Required work — Print the listing in its entirety and exactly, leaving out images.

Available data —
*-*-*

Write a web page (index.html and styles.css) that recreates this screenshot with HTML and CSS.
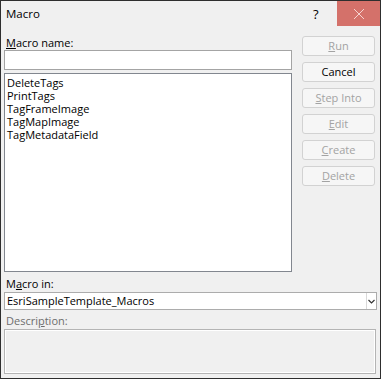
FILE: index.html
```html
<!DOCTYPE html>
<html>
<head>
<meta charset="utf-8">
<link rel="stylesheet" href="styles.css">
</head>
<body>
<div class="window">
  <div class="titlebar">
    <span class="title">Macro</span>
    <span class="help">?</span>
    <span class="close">
      <svg width="12" height="12" viewBox="0 0 12 12"><path d="M1 1 L11 11 M11 1 L1 11" stroke="#f6d3d0" stroke-width="1" fill="none"/></svg>
    </span>
  </div>
  <div class="content">
    <div class="toprow">
      <div class="leftcol">
        <div class="label"><u>M</u>acro name:</div>
        <div class="input"></div>
        <div class="list">
          <div class="item">DeleteTags</div>
          <div class="item">PrintTags</div>
          <div class="item">TagFrameImage</div>
          <div class="item">TagMapImage</div>
          <div class="item">TagMetadataField</div>
        </div>
      </div>
      <div class="buttons">
        <div class="btn disabled"><u>R</u>un</div>
        <div class="btn">Cancel</div>
        <div class="btn disabled"><u>S</u>tep Into</div>
        <div class="btn disabled"><u>E</u>dit</div>
        <div class="btn disabled"><u>C</u>reate</div>
        <div class="btn disabled"><u>D</u>elete</div>
      </div>
    </div>
    <div class="label label-in">M<u>a</u>cro in:</div>
    <div class="select">
      <span class="select-text">EsriSampleTemplate_Macros</span>
      <span class="arrow">
        <svg width="7" height="5" viewBox="0 0 7 5"><path d="M0.5 1 L3.5 4 L6.5 1" stroke="#333" stroke-width="1.2" fill="none"/></svg>
      </span>
    </div>
    <div class="label label-desc">Descri<u>p</u>tion:</div>
    <div class="desc"></div>
  </div>
</div>
</body>
</html>
```
FILE: styles.css
```css
html, body {
  margin: 0;
  padding: 0;
  background: #f0f0f0;
}
body {
  font-family: "Open Sans", "Noto Sans", sans-serif;
  font-size: 11px;
  color: #000;
}
.window {
  width: 381px;
  height: 379px;
  box-sizing: border-box;
  border: 1px solid #2e2e2e;
  background: #f0f0f0;
  display: flex;
  flex-direction: column;
}
.titlebar {
  height: 25px;
  display: flex;
  align-items: center;
}
.title {
  padding-left: 5px;
  font-size: 11.5px;
  flex: 1;
}
.help {
  width: 24px;
  text-align: left;
  font-size: 13px;
}
.close {
  width: 43px;
  height: 25px;
  background: #d4716a;
  display: flex;
  align-items: center;
  justify-content: center;
}
.content {
  padding: 0 3px;
  display: flex;
  flex-direction: column;
}
.toprow {
  display: flex;
  height: 247px;
}
.leftcol {
  width: 288px;
  padding-top: 9px;
  display: flex;
  flex-direction: column;
}
.label {
  height: 16px;
  line-height: 16px;
  padding-left: 2px;
  white-space: nowrap;
}
.leftcol .label {
  height: 15px;
  line-height: 15px;
}
.input {
  height: 20px;
  box-sizing: border-box;
  border: 1px solid #a4a4a4;
  background: #fff;
}
.list {
  margin-top: 3px;
  height: 199px;
  box-sizing: border-box;
  border: 1px solid #82878f;
  background: #fff;
  padding: 2px 2px;
}
.item {
  height: 13px;
  line-height: 13px;
  white-space: nowrap;
}
.buttons {
  margin-left: 10px;
  padding-top: 10px;
  display: flex;
  flex-direction: column;
  gap: 6px;
}
.btn {
  width: 73px;
  height: 20px;
  box-sizing: border-box;
  border: 1px solid #d2d2d2;
  border-radius: 3px;
  background: #f6f6f6;
  text-align: center;
  line-height: 18px;
}
.btn.disabled {
  color: #a3a3a3;
}
.label-in {
  margin-top: 3px;
}
.select {
  width: 373px;
  height: 18px;
  box-sizing: border-box;
  border: 1px solid #acacac;
  background: #fff;
  display: flex;
  align-items: center;
}
.select-text {
  flex: 1;
  padding-left: 2px;
  line-height: 16px;
}
.arrow {
  width: 9px;
  height: 16px;
  border-left: 1px solid #d9d9d9;
  display: flex;
  align-items: center;
  justify-content: center;
}
.label-desc {
  margin-top: 3px;
  color: #6d6d6d;
}
.desc {
  width: 372px;
  height: 45px;
  box-sizing: border-box;
  border: 1px solid #b4b4b4;
  box-shadow: inset 0 0 0 1px #fff;
  background: #f0f0f0;
}
```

*-*-*

Task answer —
Write a web page (index.html and styles.css) that recreates this screenshot with HTML and CSS.
FILE: index.html
```html
<!DOCTYPE html>
<html>
<head>
<meta charset="utf-8">
<link rel="stylesheet" href="styles.css">
</head>
<body>
<div class="window">
  <div class="titlebar">
    <span class="title">Macro</span>
    <span class="help">?</span>
    <span class="close">
      <svg width="12" height="12" viewBox="0 0 12 12"><path d="M1 1 L11 11 M11 1 L1 11" stroke="#f6d3d0" stroke-width="1" fill="none"/></svg>
    </span>
  </div>
  <div class="content">
    <div class="toprow">
      <div class="leftcol">
        <div class="label"><u>M</u>acro name:</div>
        <div class="input"></div>
        <div class="list">
          <div class="item">DeleteTags</div>
          <div class="item">PrintTags</div>
          <div class="item">TagFrameImage</div>
          <div class="item">TagMapImage</div>
          <div class="item">TagMetadataField</div>
        </div>
      </div>
      <div class="buttons">
        <div class="btn disabled"><u>R</u>un</div>
        <div class="btn">Cancel</div>
        <div class="btn disabled"><u>S</u>tep Into</div>
        <div class="btn disabled"><u>E</u>dit</div>
        <div class="btn disabled"><u>C</u>reate</div>
        <div class="btn disabled"><u>D</u>elete</div>
      </div>
    </div>
    <div class="label label-in">M<u>a</u>cro in:</div>
    <div class="select">
      <span class="select-text">EsriSampleTemplate_Macros</span>
      <span class="arrow">
        <svg width="7" height="5" viewBox="0 0 7 5"><path d="M0.5 1 L3.5 4 L6.5 1" stroke="#333" stroke-width="1.2" fill="none"/></svg>
      </span>
    </div>
    <div class="label label-desc">Descri<u>p</u>tion:</div>
    <div class="desc"></div>
  </div>
</div>
</body>
</html>
```
FILE: styles.css
```css
html, body {
  margin: 0;
  padding: 0;
  background: #f0f0f0;
}
body {
  font-family: "Open Sans", "Noto Sans", sans-serif;
  font-size: 11px;
  color: #000;
}
.window {
  width: 381px;
  height: 379px;
  box-sizing: border-box;
  border: 1px solid #2e2e2e;
  background: #f0f0f0;
  display: flex;
  flex-direction: column;
}
.titlebar {
  height: 25px;
  display: flex;
  align-items: center;
}
.title {
  padding-left: 5px;
  font-size: 11.5px;
  flex: 1;
}
.help {
  width: 24px;
  text-align: left;
  font-size: 13px;
}
.close {
  width: 43px;
  height: 25px;
  background: #d4716a;
  display: flex;
  align-items: center;
  justify-content: center;
}
.content {
  padding: 0 3px;
  display: flex;
  flex-direction: column;
}
.toprow {
  display: flex;
  height: 247px;
}
.leftcol {
  width: 288px;
  padding-top: 9px;
  display: flex;
  flex-direction: column;
}
.label {
  height: 16px;
  line-height: 16px;
  padding-left: 2px;
  white-space: nowrap;
}
.leftcol .label {
  height: 15px;
  line-height: 15px;
}
.input {
  height: 20px;
  box-sizing: border-box;
  border: 1px solid #a4a4a4;
  background: #fff;
}
.list {
  margin-top: 3px;
  height: 199px;
  box-sizing: border-box;
  border: 1px solid #82878f;
  background: #fff;
  padding: 2px 2px;
}
.item {
  height: 13px;
  line-height: 13px;
  white-space: nowrap;
}
.buttons {
  margin-left: 10px;
  padding-top: 10px;
  display: flex;
  flex-direction: column;
  gap: 6px;
}
.btn {
  width: 73px;
  height: 20px;
  box-sizing: border-box;
  border: 1px solid #d2d2d2;
  border-radius: 3px;
  background: #f6f6f6;
  text-align: center;
  line-height: 18px;
}
.btn.disabled {
  color: #a3a3a3;
}
.label-in {
  margin-top: 3px;
}
.select {
  width: 373px;
  height: 18px;
  box-sizing: border-box;
  border: 1px solid #acacac;
  background: #fff;
  display: flex;
  align-items: center;
}
.select-text {
  flex: 1;
  padding-left: 2px;
  line-height: 16px;
}
.arrow {
  width: 9px;
  height: 16px;
  border-left: 1px solid #d9d9d9;
  display: flex;
  align-items: center;
  justify-content: center;
}
.label-desc {
  margin-top: 3px;
  color: #6d6d6d;
}
.desc {
  width: 372px;
  height: 45px;
  box-sizing: border-box;
  border: 1px solid #b4b4b4;
  box-shadow: inset 0 0 0 1px #fff;
  background: #f0f0f0;
}
```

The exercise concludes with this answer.